Dün (21 Haziran Cumartesi) akşam saatlerinde 'cumhurbaşkanına tehdit ve hakaret' suçlamasıyla gözaltına alınan gazeteci Fatih Altaylı''nın emniyet ifadesi ortaya çıktı.Evinden gözaltına alınan Altaylı, İstanbul Emniyeti Güvenlik Şube Müdürlüğü'ne Bağlı Kamu Güvenliği Büro Amirliğine götürüldü.
Altaylı emniyetteki ifadesinde AKP'li Cumhurbaşkanı Recep Tayyip Erdoğan''ı tehdit ve hakaret amacının bulunmadığını söyledi.
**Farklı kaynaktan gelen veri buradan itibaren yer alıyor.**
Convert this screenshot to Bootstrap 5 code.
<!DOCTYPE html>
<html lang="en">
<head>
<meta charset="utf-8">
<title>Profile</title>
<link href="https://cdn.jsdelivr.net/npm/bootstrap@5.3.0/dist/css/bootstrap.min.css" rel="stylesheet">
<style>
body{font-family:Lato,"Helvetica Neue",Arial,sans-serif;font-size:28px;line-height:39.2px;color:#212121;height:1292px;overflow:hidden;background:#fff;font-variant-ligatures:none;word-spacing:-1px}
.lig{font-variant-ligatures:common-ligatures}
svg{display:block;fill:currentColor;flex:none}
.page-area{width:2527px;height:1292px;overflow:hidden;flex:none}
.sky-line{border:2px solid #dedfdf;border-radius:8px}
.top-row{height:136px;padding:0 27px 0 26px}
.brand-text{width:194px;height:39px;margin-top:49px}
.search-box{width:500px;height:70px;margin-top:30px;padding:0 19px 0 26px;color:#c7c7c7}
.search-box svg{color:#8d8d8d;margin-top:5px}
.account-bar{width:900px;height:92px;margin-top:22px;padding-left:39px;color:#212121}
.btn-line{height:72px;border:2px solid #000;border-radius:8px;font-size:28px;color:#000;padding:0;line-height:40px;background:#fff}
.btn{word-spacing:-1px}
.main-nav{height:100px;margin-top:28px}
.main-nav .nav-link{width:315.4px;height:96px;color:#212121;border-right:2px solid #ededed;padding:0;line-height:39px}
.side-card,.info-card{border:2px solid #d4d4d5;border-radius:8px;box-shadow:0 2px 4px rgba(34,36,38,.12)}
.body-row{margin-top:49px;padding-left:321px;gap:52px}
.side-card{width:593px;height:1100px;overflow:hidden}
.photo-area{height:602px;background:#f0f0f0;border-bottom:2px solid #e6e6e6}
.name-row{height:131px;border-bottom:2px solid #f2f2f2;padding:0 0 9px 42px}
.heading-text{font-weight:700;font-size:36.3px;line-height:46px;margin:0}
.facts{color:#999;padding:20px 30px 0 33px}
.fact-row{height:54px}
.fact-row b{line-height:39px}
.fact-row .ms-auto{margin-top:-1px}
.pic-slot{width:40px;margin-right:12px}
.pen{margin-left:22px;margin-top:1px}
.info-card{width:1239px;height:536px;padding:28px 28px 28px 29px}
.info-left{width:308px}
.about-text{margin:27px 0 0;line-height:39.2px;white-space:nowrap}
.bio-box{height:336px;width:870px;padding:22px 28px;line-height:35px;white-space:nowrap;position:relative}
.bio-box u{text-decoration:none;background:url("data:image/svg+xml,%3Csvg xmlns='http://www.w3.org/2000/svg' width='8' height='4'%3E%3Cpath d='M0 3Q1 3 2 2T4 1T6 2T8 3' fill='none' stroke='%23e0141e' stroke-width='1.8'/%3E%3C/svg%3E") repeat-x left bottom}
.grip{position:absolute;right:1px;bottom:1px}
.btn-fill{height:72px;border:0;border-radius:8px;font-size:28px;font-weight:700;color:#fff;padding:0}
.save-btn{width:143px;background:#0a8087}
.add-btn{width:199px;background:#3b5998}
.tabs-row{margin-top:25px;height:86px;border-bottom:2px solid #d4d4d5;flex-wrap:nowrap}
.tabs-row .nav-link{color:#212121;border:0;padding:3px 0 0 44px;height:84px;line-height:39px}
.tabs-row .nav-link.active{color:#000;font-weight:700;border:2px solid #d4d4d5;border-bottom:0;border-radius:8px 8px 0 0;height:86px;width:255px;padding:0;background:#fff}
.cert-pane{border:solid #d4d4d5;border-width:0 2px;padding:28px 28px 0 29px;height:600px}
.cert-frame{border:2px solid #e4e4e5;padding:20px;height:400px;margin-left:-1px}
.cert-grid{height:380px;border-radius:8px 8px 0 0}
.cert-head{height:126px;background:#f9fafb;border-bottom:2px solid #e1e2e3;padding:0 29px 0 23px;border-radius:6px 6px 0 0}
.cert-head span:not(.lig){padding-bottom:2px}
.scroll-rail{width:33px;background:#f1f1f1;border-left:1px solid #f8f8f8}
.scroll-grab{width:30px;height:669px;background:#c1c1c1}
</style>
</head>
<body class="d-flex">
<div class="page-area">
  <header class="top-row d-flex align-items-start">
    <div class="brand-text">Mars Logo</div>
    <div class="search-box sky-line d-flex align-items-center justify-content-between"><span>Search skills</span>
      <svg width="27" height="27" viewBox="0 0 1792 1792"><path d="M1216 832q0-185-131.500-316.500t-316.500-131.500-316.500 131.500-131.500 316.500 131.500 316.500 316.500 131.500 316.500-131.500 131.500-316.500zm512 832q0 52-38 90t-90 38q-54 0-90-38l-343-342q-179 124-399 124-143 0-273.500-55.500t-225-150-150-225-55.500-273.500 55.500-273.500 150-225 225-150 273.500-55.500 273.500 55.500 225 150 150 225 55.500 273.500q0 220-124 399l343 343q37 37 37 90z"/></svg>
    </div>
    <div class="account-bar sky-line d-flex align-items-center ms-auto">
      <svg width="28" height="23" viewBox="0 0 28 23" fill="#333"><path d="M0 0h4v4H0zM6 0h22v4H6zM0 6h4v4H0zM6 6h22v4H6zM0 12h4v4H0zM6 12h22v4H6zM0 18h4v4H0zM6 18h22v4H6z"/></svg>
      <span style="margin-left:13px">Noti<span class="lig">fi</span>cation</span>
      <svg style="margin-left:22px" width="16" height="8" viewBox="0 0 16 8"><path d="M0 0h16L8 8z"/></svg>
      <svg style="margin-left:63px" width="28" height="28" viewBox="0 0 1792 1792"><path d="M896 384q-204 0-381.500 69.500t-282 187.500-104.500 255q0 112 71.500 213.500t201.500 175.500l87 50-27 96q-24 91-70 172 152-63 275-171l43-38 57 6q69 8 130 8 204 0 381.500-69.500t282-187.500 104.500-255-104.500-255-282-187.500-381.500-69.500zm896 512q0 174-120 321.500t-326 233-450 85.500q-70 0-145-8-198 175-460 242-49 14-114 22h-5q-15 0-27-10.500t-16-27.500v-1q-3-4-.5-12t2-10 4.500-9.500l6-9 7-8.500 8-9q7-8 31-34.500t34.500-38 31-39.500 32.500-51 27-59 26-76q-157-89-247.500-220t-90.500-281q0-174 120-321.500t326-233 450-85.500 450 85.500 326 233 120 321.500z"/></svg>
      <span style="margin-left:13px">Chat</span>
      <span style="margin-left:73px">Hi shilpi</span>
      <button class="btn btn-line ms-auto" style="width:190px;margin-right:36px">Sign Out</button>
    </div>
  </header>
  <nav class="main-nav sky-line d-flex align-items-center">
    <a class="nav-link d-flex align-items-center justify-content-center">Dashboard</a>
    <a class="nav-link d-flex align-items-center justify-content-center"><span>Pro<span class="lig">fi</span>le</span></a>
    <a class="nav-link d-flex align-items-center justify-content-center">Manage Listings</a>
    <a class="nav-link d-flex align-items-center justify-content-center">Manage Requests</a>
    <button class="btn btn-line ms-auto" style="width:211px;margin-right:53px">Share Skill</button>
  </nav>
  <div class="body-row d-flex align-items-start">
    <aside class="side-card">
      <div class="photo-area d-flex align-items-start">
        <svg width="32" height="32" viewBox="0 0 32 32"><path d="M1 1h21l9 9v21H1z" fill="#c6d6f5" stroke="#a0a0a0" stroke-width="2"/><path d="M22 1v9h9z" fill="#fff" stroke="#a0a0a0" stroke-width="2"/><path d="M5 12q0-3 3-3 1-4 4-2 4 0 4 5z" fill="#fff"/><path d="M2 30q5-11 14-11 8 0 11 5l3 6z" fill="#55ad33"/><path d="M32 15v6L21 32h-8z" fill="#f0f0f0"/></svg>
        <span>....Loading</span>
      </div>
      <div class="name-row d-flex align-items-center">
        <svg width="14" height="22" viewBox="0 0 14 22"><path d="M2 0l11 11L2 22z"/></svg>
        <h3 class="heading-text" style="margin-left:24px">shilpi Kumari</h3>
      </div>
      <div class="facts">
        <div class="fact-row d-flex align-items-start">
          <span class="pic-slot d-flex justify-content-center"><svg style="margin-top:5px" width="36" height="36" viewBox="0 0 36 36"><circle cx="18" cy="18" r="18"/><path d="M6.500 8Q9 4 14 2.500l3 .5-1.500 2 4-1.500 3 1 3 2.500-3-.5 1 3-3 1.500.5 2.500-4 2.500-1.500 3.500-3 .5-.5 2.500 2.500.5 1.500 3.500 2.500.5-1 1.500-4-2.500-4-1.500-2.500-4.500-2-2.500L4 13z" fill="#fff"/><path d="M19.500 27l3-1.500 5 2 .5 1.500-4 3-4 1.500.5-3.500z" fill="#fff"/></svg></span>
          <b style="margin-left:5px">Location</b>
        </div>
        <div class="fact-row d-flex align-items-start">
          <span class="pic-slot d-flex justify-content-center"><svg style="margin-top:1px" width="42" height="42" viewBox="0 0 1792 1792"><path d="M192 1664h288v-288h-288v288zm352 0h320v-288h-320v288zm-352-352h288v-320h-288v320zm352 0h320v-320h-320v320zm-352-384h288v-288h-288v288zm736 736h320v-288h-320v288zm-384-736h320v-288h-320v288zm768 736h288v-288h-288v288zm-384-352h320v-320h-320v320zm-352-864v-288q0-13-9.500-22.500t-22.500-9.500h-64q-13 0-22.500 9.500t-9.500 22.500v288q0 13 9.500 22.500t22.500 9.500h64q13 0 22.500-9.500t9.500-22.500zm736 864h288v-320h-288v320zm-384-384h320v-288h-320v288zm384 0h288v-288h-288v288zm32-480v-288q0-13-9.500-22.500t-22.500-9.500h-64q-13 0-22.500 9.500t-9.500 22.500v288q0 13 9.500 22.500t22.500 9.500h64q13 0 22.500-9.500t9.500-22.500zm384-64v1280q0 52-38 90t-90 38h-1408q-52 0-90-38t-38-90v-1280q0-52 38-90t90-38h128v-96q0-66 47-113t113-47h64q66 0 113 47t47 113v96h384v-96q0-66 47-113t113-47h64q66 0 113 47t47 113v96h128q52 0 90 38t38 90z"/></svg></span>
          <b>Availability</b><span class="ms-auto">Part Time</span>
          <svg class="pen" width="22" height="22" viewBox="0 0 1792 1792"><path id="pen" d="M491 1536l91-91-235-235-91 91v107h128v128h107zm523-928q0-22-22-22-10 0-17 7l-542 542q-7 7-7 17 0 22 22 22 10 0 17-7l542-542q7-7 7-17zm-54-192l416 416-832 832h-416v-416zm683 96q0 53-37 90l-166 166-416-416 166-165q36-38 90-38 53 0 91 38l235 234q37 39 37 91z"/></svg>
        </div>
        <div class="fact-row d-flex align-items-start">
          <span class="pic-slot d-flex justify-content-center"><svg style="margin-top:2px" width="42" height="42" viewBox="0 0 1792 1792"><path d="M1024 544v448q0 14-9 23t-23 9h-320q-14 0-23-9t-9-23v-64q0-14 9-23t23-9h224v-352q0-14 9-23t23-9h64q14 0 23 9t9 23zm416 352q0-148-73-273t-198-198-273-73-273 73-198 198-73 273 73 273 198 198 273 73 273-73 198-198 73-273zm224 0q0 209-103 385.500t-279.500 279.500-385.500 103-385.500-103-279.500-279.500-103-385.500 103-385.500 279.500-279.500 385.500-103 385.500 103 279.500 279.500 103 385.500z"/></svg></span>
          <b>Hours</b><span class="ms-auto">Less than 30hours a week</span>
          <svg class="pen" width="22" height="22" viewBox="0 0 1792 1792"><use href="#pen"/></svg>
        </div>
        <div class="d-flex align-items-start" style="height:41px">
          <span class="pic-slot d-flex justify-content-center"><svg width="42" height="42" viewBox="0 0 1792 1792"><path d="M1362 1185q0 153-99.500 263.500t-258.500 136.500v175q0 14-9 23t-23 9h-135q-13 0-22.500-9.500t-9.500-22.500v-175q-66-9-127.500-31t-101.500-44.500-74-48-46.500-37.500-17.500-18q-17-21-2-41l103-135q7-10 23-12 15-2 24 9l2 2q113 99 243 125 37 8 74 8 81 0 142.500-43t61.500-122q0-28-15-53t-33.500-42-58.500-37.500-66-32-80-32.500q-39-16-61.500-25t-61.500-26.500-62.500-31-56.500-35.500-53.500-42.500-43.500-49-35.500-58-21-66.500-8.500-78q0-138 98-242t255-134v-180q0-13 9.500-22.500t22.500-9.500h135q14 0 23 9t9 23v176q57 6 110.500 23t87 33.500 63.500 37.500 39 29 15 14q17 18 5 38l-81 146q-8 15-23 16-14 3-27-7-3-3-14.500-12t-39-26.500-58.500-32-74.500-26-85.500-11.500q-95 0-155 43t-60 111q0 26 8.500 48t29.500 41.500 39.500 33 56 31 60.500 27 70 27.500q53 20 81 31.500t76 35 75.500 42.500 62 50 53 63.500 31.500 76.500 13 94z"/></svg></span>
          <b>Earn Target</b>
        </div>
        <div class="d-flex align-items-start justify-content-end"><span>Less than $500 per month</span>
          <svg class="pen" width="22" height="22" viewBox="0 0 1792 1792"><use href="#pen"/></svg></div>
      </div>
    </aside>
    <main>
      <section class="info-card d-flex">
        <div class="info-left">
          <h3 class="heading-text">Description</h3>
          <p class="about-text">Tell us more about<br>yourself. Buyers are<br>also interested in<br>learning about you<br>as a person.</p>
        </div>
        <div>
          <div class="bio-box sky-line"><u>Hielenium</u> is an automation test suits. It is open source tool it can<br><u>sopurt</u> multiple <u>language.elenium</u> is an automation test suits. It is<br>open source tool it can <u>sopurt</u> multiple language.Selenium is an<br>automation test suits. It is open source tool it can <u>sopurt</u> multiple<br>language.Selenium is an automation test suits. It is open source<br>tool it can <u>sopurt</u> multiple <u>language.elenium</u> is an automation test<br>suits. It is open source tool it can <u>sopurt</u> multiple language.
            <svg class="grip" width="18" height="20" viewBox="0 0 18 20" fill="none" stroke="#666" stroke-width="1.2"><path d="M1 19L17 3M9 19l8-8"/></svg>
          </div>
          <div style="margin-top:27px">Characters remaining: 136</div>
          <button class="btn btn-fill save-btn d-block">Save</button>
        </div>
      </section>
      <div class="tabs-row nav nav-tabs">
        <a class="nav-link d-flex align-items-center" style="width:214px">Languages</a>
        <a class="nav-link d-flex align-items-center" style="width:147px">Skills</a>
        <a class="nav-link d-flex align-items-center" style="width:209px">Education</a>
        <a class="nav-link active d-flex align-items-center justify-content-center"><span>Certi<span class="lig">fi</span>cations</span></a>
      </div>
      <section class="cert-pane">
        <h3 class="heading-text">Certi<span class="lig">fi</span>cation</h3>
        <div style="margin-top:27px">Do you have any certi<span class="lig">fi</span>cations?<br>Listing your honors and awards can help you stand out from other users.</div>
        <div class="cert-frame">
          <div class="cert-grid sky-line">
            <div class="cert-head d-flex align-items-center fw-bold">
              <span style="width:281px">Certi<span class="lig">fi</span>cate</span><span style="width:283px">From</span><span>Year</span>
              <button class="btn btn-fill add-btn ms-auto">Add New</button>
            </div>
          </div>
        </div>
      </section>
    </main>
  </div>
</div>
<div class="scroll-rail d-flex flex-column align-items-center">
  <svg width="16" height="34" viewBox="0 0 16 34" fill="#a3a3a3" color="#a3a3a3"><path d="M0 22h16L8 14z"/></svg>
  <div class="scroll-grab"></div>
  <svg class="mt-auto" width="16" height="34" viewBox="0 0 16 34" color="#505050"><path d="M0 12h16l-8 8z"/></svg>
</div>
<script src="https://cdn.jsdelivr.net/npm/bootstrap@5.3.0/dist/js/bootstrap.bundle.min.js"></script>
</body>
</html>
Türk Ceza Kanunu'nun 310/ maddesinin uygulanabilmesi için ortada fiili bir durum olması gerektiğini ifade eden Altaylı, ifadesinde "Şunu da göze almak gerekir ki suç olduğu iddia edilen konuşmam da ilk cümlem Türk Halkı sandığı sever olmuştur, bu bile demokrasiye olan inancımızın ve komuşmamuzdaki niyeti göstermektedir" ifadelerini kullandı.
Halktv.com.tr'den İsmail Saymaz'ın aktardığına göre Altaylı, ifadesinde şunları söyledi:
"Söz konusu yayın ve cümleler bana aittir, ancak Cumhurbaşkanını ne tehdit nede hakaret maksadım vardır. Bir araştırma şirketinin yapmış olduğu ankette vatandaşlara Cumhurbaşkanı Erdoğan'ın Kaydı Hayat şartı ile Cumhurbaşkanlığı yapmasına onay verip vermedikleri sorulmuş, vatandaşların yüzde yetmişi de böyle bir Anayasa değişikliğine onay verip vermeyeceklerini söylemişti.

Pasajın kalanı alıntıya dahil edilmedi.